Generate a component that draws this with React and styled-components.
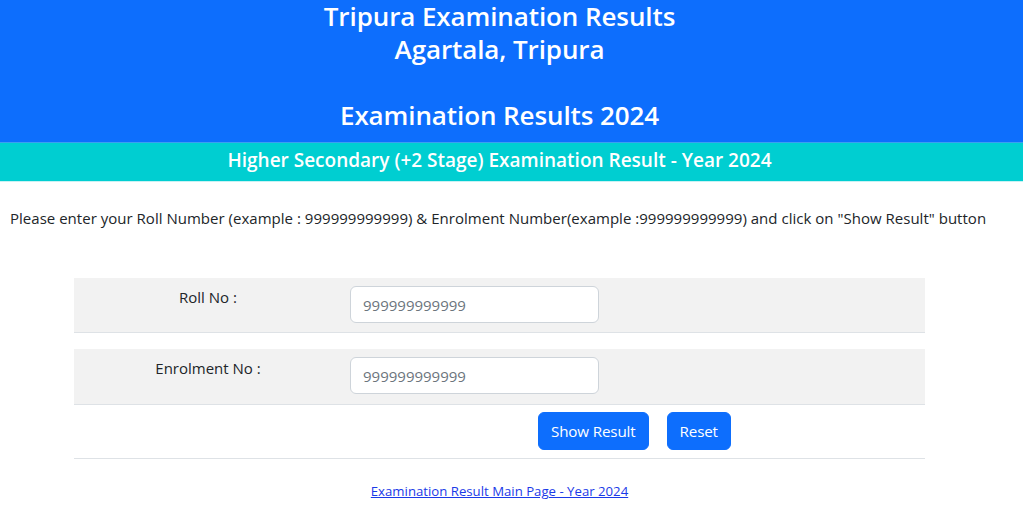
import React from "react";
import styled, { createGlobalStyle } from "styled-components";

const Global = createGlobalStyle`
  html, body { margin: 0; padding: 0; background: #fff; }
  body { font-family: "Open Sans", "Noto Sans", sans-serif; color: #212529; }
  * { box-sizing: border-box; }
`;

const Page = styled.div`
  width: 1023px;
`;

const Header = styled.header`
  background: #0d6efd;
  padding-right: 24px;
  padding-bottom: 10px;
`;

const HeaderLine = styled.div`
  color: #fff;
  text-align: center;
  font-size: 26px;
  font-weight: 600;
  line-height: 33px;
  height: 33px;
  letter-spacing: -0.1px;
`;

const SubBar = styled.div`
  background: #00ced1;
  border-top: 1px solid #3ba0f0;
  border-bottom: 1px solid #c8f2f3;
  height: 40px;
  padding: 0 24px 5px 0;
  display: flex;
  align-items: center;
  justify-content: center;
  color: #fff;
  font-size: 19px;
  font-weight: 600;
  letter-spacing: 0;
`;

const Body = styled.main`
  width: 999px;
`;

const Instruction = styled.p`
  margin: 26px 0 0 10px;
  font-size: 15px;
  line-height: 20px;
  letter-spacing: 0.02px;
  white-space: nowrap;
`;

const FormTable = styled.div`
  width: 851px;
  margin: 50px auto 0;
  display: flex;
  flex-direction: column;
`;

const Row = styled.div`
  display: grid;
  grid-template-columns: 268px 1fr;
  height: ${(p) => p.$h}px;
  background: ${(p) => (p.$shaded ? "#f2f2f2" : "#fff")};
  border-bottom: 1px solid #dee2e6;
  margin-bottom: ${(p) => p.$gap || 0}px;
`;

const LabelCell = styled.div`
  text-align: center;
  padding-top: 9px;
  font-size: 15px;
  line-height: 20px;
  color: #212529;
`;

const InputCell = styled.div`
  padding: 8px 0 0 8px;
`;

const TextInput = styled.input`
  width: 249px;
  height: 37px;
  border: 1px solid #ced4da;
  border-radius: 6px;
  padding: 0 12px;
  font-family: inherit;
  font-size: 15px;
  color: #212529;
  background: #fff;
  &::placeholder { color: #6c757d; opacity: 1; }
`;

const ButtonCell = styled.div`
  grid-column: 2;
  display: flex;
  gap: 18px;
  padding: 7px 0 0 196px;
`;

const Button = styled.button`
  height: 38px;
  padding: 0 12px;
  border: 1px solid #0d6efd;
  border-radius: 6px;
  background: #0d6efd;
  color: #fff;
  font-family: inherit;
  font-size: 15.2px;
  letter-spacing: -0.15px;
  cursor: pointer;
`;

const LinkWrap = styled.div`
  text-align: center;
  margin-top: 23px;
  font-size: 13.2px;
`;

const Link = styled.a`
  color: #1a3ae8;
  text-decoration: underline;
`;

export default function App() {
  return (
    <Page>
      <Global />
      <Header>
        <HeaderLine>Tripura Examination Results</HeaderLine>
        <HeaderLine>Agartala, Tripura</HeaderLine>
        <HeaderLine />
        <HeaderLine>Examination Results 2024</HeaderLine>
      </Header>
      <SubBar>Higher Secondary (+2 Stage) Examination Result - Year 2024</SubBar>
      <Body>
        <Instruction>
          Please enter your Roll Number (example : 999999999999) &amp; Enrolment Number(example :999999999999) and click on "Show Result" button
        </Instruction>
        <FormTable>
          <Row $shaded $h={55} $gap={16}>
            <LabelCell>Roll No :</LabelCell>
            <InputCell>
              <TextInput placeholder="999999999999" />
            </InputCell>
          </Row>
          <Row $shaded $h={56}>
            <LabelCell>Enrolment No :</LabelCell>
            <InputCell>
              <TextInput placeholder="999999999999" />
            </InputCell>
          </Row>
          <Row $h={54}>
            <ButtonCell>
              <Button>Show Result</Button>
              <Button>Reset</Button>
            </ButtonCell>
          </Row>
        </FormTable>
        <LinkWrap>
          <Link href="#">Examination Result Main Page - Year 2024</Link>
        </LinkWrap>
      </Body>
    </Page>
  );
}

***

* _Task statement_
Repeat all of the data above word for word, minus the pictures.

* _Solution to this task_
Generate a component that draws this with React and styled-components.
import React from "react";
import styled, { createGlobalStyle } from "styled-components";

const Global = createGlobalStyle`
  html, body { margin: 0; padding: 0; background: #fff; }
  body { font-family: "Open Sans", "Noto Sans", sans-serif; color: #212529; }
  * { box-sizing: border-box; }
`;

const Page = styled.div`
  width: 1023px;
`;

const Header = styled.header`
  background: #0d6efd;
  padding-right: 24px;
  padding-bottom: 10px;
`;

const HeaderLine = styled.div`
  color: #fff;
  text-align: center;
  font-size: 26px;
  font-weight: 600;
  line-height: 33px;
  height: 33px;
  letter-spacing: -0.1px;
`;

const SubBar = styled.div`
  background: #00ced1;
  border-top: 1px solid #3ba0f0;
  border-bottom: 1px solid #c8f2f3;
  height: 40px;
  padding: 0 24px 5px 0;
  display: flex;
  align-items: center;
  justify-content: center;
  color: #fff;
  font-size: 19px;
  font-weight: 600;
  letter-spacing: 0;
`;

const Body = styled.main`
  width: 999px;
`;

const Instruction = styled.p`
  margin: 26px 0 0 10px;
  font-size: 15px;
  line-height: 20px;
  letter-spacing: 0.02px;
  white-space: nowrap;
`;

const FormTable = styled.div`
  width: 851px;
  margin: 50px auto 0;
  display: flex;
  flex-direction: column;
`;

const Row = styled.div`
  display: grid;
  grid-template-columns: 268px 1fr;
  height: ${(p) => p.$h}px;
  background: ${(p) => (p.$shaded ? "#f2f2f2" : "#fff")};
  border-bottom: 1px solid #dee2e6;
  margin-bottom: ${(p) => p.$gap || 0}px;
`;

const LabelCell = styled.div`
  text-align: center;
  padding-top: 9px;
  font-size: 15px;
  line-height: 20px;
  color: #212529;
`;

const InputCell = styled.div`
  padding: 8px 0 0 8px;
`;

const TextInput = styled.input`
  width: 249px;
  height: 37px;
  border: 1px solid #ced4da;
  border-radius: 6px;
  padding: 0 12px;
  font-family: inherit;
  font-size: 15px;
  color: #212529;
  background: #fff;
  &::placeholder { color: #6c757d; opacity: 1; }
`;

const ButtonCell = styled.div`
  grid-column: 2;
  display: flex;
  gap: 18px;
  padding: 7px 0 0 196px;
`;

const Button = styled.button`
  height: 38px;
  padding: 0 12px;
  border: 1px solid #0d6efd;
  border-radius: 6px;
  background: #0d6efd;
  color: #fff;
  font-family: inherit;
  font-size: 15.2px;
  letter-spacing: -0.15px;
  cursor: pointer;
`;

const LinkWrap = styled.div`
  text-align: center;
  margin-top: 23px;
  font-size: 13.2px;
`;

const Link = styled.a`
  color: #1a3ae8;
  text-decoration: underline;
`;

export default function App() {
  return (
    <Page>
      <Global />
      <Header>
        <HeaderLine>Tripura Examination Results</HeaderLine>
        <HeaderLine>Agartala, Tripura</HeaderLine>
        <HeaderLine />
        <HeaderLine>Examination Results 2024</HeaderLine>
      </Header>
      <SubBar>Higher Secondary (+2 Stage) Examination Result - Year 2024</SubBar>
      <Body>
        <Instruction>
          Please enter your Roll Number (example : 999999999999) &amp; Enrolment Number(example :999999999999) and click on "Show Result" button
        </Instruction>
        <FormTable>
          <Row $shaded $h={55} $gap={16}>
            <LabelCell>Roll No :</LabelCell>
            <InputCell>
              <TextInput placeholder="999999999999" />
            </InputCell>
          </Row>
          <Row $shaded $h={56}>
            <LabelCell>Enrolment No :</LabelCell>
            <InputCell>
              <TextInput placeholder="999999999999" />
            </InputCell>
          </Row>
          <Row $h={54}>
            <ButtonCell>
              <Button>Show Result</Button>
              <Button>Reset</Button>
            </ButtonCell>
          </Row>
        </FormTable>
        <LinkWrap>
          <Link href="#">Examination Result Main Page - Year 2024</Link>
        </LinkWrap>
      </Body>
    </Page>
  );
}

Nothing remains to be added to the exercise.